No politician of either major party has been more dedicated over the past 15 years to helping the people of Cuba than Sen. Jeff Flake, the Arizona Republican. Flake is among the Americans traveling with President Obama on his historic trip to Cuba this week.

While party-mates such as Sens. Marco Rubio and Ted Cruz (who both have Cuban roots) talk about continuing economic boycotts and diplomatic isolation despite the clear failure of such policies to improve the life of people left behind on the Castro brothers’ island prison, Flake has two basic arguments about why we should be trading with Cuba.

First, as he told Reason in an exclusive interview during a late-January trip to Havana, “These aren’t sanctions on Cubans, these are sanctions on Americans. When others who I normally agree with—Marco Rubio and others—say these latest moves by the president are a concession to the Castros or to the regime, they’re wrong. It’s not a concession to allow your own population to travel. That’s an expression of freedom.”

Second, as he writes in a piece for the Tucson Daily Star,

The cash-strapped Castro regime has laid off thousands of government workers and has expanded legal opportunities in the private sector. This has given way to a dramatic rise in the number of entrepreneurs running restaurants, bed and breakfasts, taxi services, barbershops, beauty salons and much more. In fact, it is estimated that as many as a third of Cuba’s 5 million workers are now operating in Cuba’s private sector.

This exponential expansion of Cuba’s entrepreneurial class would not have happened were it not for U.S. policy changes in 2009 that have led to an explosion of travel and remittances among Cuban Americans. Some suggest that remittances to the island are responsible for 70 to 80 percent of the capital used in small businesses in Cuba.

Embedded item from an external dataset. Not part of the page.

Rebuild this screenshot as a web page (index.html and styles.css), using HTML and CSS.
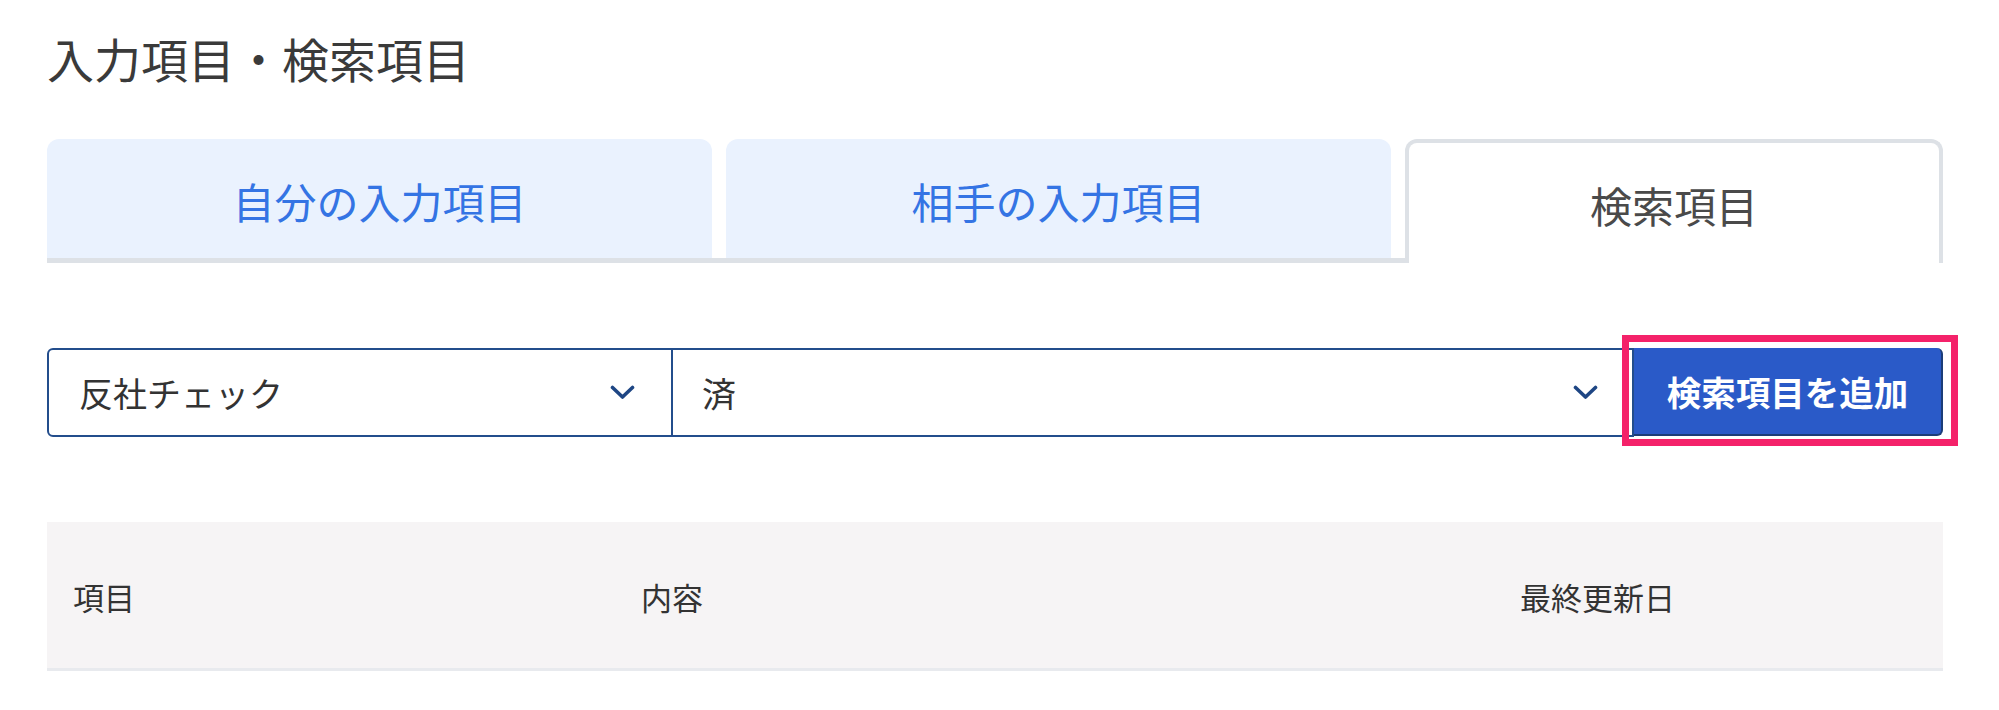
FILE: index.html
```html
<!DOCTYPE html>
<html lang="ja">
<head>
<meta charset="utf-8">
<title>入力項目・検索項目</title>
<link rel="stylesheet" href="styles.css">
</head>
<body>
<main class="page">
  <h1 class="title">入力項目・検索項目</h1>

  <nav class="tabs">
    <div class="tab tab-wide">自分の入力項目</div>
    <div class="tab tab-wide">相手の入力項目</div>
    <div class="tab tab-active">検索項目</div>
  </nav>

  <div class="search-row">
    <div class="select select-item">
      <span class="select-text">反社チェック</span>
      <svg class="chevron" viewBox="0 0 25 15" width="25" height="15"><polyline points="2.5,2.5 12.5,12 22.5,2.5" fill="none" stroke="#1e4684" stroke-width="3.6" stroke-linecap="round" stroke-linejoin="round"/></svg>
    </div>
    <div class="select select-value">
      <span class="select-text">済</span>
      <svg class="chevron" viewBox="0 0 25 15" width="25" height="15"><polyline points="2.5,2.5 12.5,12 22.5,2.5" fill="none" stroke="#1e4684" stroke-width="3.6" stroke-linecap="round" stroke-linejoin="round"/></svg>
    </div>
    <div class="add-wrap">
      <button class="add-btn" type="button">検索項目を追加</button>
    </div>
  </div>

  <div class="table-head">
    <div class="col col-item">項目</div>
    <div class="col col-content">内容</div>
    <div class="col col-date">最終更新日</div>
  </div>
</main>
</body>
</html>
```

FILE: styles.css
```css
* {
  box-sizing: border-box;
}

html, body {
  margin: 0;
  padding: 0;
  background: #ffffff;
}

body {
  font-family: "Noto Sans CJK JP", "Noto Sans", sans-serif;
  color: #333333;
}

.page {
  width: 1896px;
  margin-left: 47px;
}

.title {
  margin: 34px 0 0 0;
  height: 48px;
  font-size: 47px;
  line-height: 48px;
  font-weight: 400;
  color: #3a3a3a;
  letter-spacing: 0;
}

/* Tabs */
.tabs {
  margin-top: 57px;
  display: flex;
  gap: 14px;
  height: 124px;
  border-bottom: 5px solid #dde1e6;
}

.tab {
  display: flex;
  align-items: center;
  justify-content: center;
  font-size: 42px;
  border-radius: 12px 12px 0 0;
}

.tab-wide {
  flex: 0 0 665px;
  background: #eaf2fe;
  color: #3474e4;
  padding-top: 4px;
}

.tab-active {
  flex: 0 0 538px;
  height: 124px;
  background: #ffffff;
  border: 4px solid #dde1e6;
  border-bottom: none;
  color: #4a4a4a;
  padding-top: 2px;
}

/* Search row */
.search-row {
  margin-top: 85px;
  display: flex;
  height: 89px;
}

.select {
  display: flex;
  align-items: center;
  justify-content: space-between;
  height: 89px;
  border: 2px solid #234d8c;
  background: #ffffff;
  font-size: 34px;
  color: #333333;
}

.select-item {
  flex: 0 0 626px;
  border-radius: 6px 0 0 6px;
  padding: 0 36px 0 30px;
}

.select-value {
  flex: 0 0 961px;
  border-left: none;
  padding: 0 34px 0 29px;
}

.select-text {
  line-height: 1;
}

.chevron {
  display: block;
  flex: 0 0 auto;
}

.add-wrap {
  position: relative;
  flex: 0 0 309px;
  height: 89px;
}

.add-wrap::after {
  content: "";
  position: absolute;
  left: -12px;
  top: -13px;
  right: -15px;
  bottom: -9px;
  border: 7px solid #f4226a;
  pointer-events: none;
}

.add-btn {
  width: 100%;
  height: 88px;
  margin: 0;
  border: none;
  border-right: 2px solid #1c3d78;
  border-bottom: 2px solid #1c3d78;
  border-radius: 0 6px 6px 0;
  background: #2a5ac8;
  color: #ffffff;
  font-family: "Noto Sans CJK JP", "Noto Sans", sans-serif;
  font-size: 34.5px;
  font-weight: 700;
  line-height: 1;
  padding: 0;
}

/* Table header */
.table-head {
  margin-top: 85px;
  display: flex;
  align-items: center;
  height: 149px;
  background: #f6f4f5;
  border-bottom: 3px solid #e8eaee;
  font-size: 31px;
  color: #333333;
}

.col {
  padding-left: 26px;
  padding-top: 2px;
}

.col-item {
  flex: 0 0 568px;
}

.col-content {
  flex: 0 0 879px;
}

.col-date {
  flex: 1 1 auto;
}
```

Economist Milton Friedman wrote that economic freedom is “an indispensable means toward the achievement of political freedom.” Far from being concessions, changes in our policy toward Cuba are reinforcing and advancing opportunities for Cubans in the private sector. Citizens who are totally dependent on government for their livelihood are subject to the whims of all-powerful leaders in a way that those who are economically independent are not.

Read more here.

Flake isn’t a brain-addled lefty complaining that Cuba is about to be “ruined” by a profusion of Starbucks or new cars. He’s somebody deeply committed to helping the wreteched of the Earth prosper through economic and political freedom. As he told Reason, “Cuba is poor because they have a bankrupt socialist system here. Full stop.” Indeed, one of his reasons for lifting the travel ban was that more Americans should see how a government-controlled economy destroys everything. He told us that Lech Walesa, the great Polish anti-communist rebel, told him: “I have no idea why you guys have a museum of socialism 90 miles from your shore and you won’t let anybody visit it.”

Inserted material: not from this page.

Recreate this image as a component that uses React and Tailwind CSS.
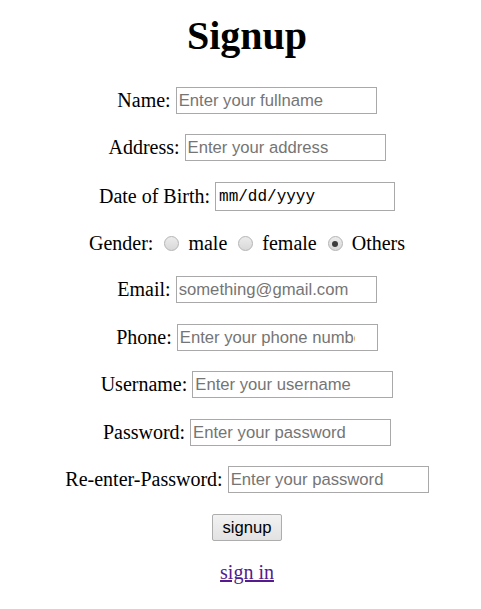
import React from 'react';

const serif = "font-['Liberation_Serif','Times_New_Roman',serif]";
const sans = "font-['Liberation_Sans',Arial,sans-serif]";

const Field = ({ label, placeholder, className, inputClass = 'pr-[2px]' }) => (
  <div className={`flex items-center justify-center h-[27px] ${className}`}>
    <span className="text-[20px] leading-[23px] mr-[5px]">{label}</span>
    <input
      type="text"
      placeholder={placeholder}
      className={`w-[201px] h-[27px] border border-[#a9a9a9] pl-[2px] ${inputClass} text-[16.67px] ${sans} text-black placeholder:text-[#757575] outline-none bg-white`}
    />
  </div>
);

const Radio = ({ checked }) => (
  <span className="ml-[6px] mr-[4px] w-[15px] h-[15px] rounded-full border border-[#b4b4b4] bg-gradient-to-b from-[#ececec] to-[#d8d8d8] flex items-center justify-center shrink-0">
    {checked && <span className="w-[6px] h-[6px] rounded-full bg-[#3c3c3c]" />}
  </span>
);

export default function App() {
  return (
    <div className={`${serif} text-black bg-white min-h-[609px] pl-[13px] flex flex-col items-center`}>
      <h1 className="text-[40px] font-bold leading-[46px] mt-[13px] h-[46px]">Signup</h1>

      <Field label="Name:" placeholder="Enter your fullname" className="mt-[28px]" />
      <Field label="Address:" placeholder="Enter your address" className="mt-[20px]" />

      <div className="flex items-center justify-center h-[29px] mt-[21px]">
        <span className="text-[20px] leading-[23px] mr-[5px]">Date of Birth:</span>
        <input
          type="text"
          defaultValue="mm/dd/yyyy"
          className="w-[180px] h-[29px] border border-[#a9a9a9] pl-[3px] text-[16px] font-['Liberation_Mono','DejaVu_Sans_Mono',monospace] text-black outline-none bg-white"
        />
      </div>

      <div className="flex items-center justify-center h-[25px] mt-[20px] text-[20px] leading-[23px]">
        <span>Gender:</span>
        <span className="w-[5px]" />
        <Radio />
        <span className="ml-[5px]">male</span>
        <span className="w-[5px]" />
        <Radio />
        <span className="ml-[5px]">female</span>
        <span className="w-[5px]" />
        <Radio checked />
        <span className="ml-[5px]">Others</span>
      </div>

      <Field label="Email:" placeholder="something@gmail.com" className="mt-[20px]" />
      <Field label="Phone:" placeholder="Enter your phone number" className="mt-[21px]" inputClass="pr-[22px]" />
      <Field label="Username:" placeholder="Enter your username" className="mt-[20px]" />
      <Field label="Password:" placeholder="Enter your password" className="mt-[21px]" />
      <Field label="Re-enter-Password:" placeholder="Enter your password" className="mt-[20px]" />

      <button
        type="button"
        className={`mt-[21px] w-[70px] h-[27px] border border-[#adadad] rounded-[2px] bg-gradient-to-b from-[#f2f2f2] to-[#e2e2e2] text-[16.67px] ${sans} text-black flex items-center justify-center`}
      >
        signup
      </button>

      <a href="#" className="mt-[20px] text-[20px] leading-[23px] text-[#551a8b] underline">
        sign in
      </a>
    </div>
  );
}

For decades, Cuba has subsisted on allowances from the Soviet Union and, later, Venezueala. Those regimes are either dead or dead broke, which is one of the reasons why the Castros have allowed an increase in private-sector economic activity. As Flake and Milton Friedman suggest, that’s a genie that doesn’t go easily back into the bottle, especially if as many as a third of the Cuban workforce is now in the private sector. With money comes an appetite for more freedom in how to spend it (and how to earn it).

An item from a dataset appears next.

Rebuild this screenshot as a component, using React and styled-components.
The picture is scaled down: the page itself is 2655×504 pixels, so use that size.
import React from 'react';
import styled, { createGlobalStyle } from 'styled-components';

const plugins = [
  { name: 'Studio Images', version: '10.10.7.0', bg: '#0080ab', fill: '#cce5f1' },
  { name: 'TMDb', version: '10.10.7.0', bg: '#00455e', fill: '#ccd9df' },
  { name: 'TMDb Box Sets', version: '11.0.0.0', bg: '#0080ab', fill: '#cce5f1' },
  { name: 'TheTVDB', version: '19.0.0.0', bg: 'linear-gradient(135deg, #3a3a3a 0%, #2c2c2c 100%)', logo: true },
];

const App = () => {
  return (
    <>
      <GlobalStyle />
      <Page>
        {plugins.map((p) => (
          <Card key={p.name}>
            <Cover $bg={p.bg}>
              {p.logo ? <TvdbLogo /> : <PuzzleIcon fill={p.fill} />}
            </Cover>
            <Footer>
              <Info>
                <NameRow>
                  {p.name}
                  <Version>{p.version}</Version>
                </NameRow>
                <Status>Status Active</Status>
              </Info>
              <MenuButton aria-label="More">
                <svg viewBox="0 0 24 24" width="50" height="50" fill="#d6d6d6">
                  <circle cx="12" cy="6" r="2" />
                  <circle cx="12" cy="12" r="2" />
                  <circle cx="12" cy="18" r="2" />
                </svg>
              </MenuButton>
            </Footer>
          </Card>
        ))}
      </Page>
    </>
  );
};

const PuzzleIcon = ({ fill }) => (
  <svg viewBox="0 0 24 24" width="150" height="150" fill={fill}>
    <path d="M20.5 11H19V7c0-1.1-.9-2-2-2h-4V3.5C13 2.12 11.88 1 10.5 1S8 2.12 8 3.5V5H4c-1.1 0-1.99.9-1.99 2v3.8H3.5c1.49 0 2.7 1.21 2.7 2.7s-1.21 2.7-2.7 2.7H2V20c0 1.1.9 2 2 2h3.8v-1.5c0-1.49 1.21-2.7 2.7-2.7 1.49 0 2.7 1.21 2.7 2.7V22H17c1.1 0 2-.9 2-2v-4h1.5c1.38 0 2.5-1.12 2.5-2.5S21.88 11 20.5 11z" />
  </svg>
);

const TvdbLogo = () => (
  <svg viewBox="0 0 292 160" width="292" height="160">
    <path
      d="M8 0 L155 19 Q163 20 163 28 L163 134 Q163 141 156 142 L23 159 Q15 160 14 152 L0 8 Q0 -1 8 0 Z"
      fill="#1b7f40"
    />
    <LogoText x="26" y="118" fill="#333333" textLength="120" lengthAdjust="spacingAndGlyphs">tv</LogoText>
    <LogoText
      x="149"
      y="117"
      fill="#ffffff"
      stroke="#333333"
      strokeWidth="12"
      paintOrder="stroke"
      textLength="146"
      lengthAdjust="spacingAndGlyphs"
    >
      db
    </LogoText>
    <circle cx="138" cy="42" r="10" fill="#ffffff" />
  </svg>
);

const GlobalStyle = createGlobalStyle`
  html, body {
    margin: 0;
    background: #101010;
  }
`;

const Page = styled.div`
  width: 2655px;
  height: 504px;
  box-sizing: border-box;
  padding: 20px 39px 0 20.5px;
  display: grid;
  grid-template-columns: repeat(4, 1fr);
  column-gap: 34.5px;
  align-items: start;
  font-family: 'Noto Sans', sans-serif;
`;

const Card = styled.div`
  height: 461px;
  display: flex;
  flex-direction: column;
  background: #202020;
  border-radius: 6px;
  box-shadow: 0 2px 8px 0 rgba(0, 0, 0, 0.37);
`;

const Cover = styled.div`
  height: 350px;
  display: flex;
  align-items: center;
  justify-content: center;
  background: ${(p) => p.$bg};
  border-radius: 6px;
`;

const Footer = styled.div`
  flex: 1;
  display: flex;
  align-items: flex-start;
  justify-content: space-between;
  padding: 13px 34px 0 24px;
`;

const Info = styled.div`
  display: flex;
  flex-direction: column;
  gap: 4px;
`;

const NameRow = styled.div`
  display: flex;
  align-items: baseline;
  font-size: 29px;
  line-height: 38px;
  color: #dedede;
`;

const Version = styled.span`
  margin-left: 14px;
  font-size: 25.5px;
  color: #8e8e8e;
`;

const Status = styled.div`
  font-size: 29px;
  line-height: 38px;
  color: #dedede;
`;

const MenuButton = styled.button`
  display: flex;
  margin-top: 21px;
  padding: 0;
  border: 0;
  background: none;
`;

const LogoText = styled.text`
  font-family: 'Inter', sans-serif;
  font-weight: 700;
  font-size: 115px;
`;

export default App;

Certainly Flake’s right that U.S. Cold War policy toward Cuba has failed spectacularly to bring down the Castro regime and he’s boldly crossed party lines to praise President Obama for lifting all sorts of restrictions on American citizens (the trade embargo must be changed by Congress). There will still be problems, of course, and it’s hardly heartening that the Cuban government arrested a bunch of peaceful protestors just hours before Obama landed yesterday. But change doesn’t happen by simply doing the same thing over and over again and hoping for a different outcome. With Obama’s trip to Cuba, there is at least some chance that the island nation will become not just more prosperous but more free too.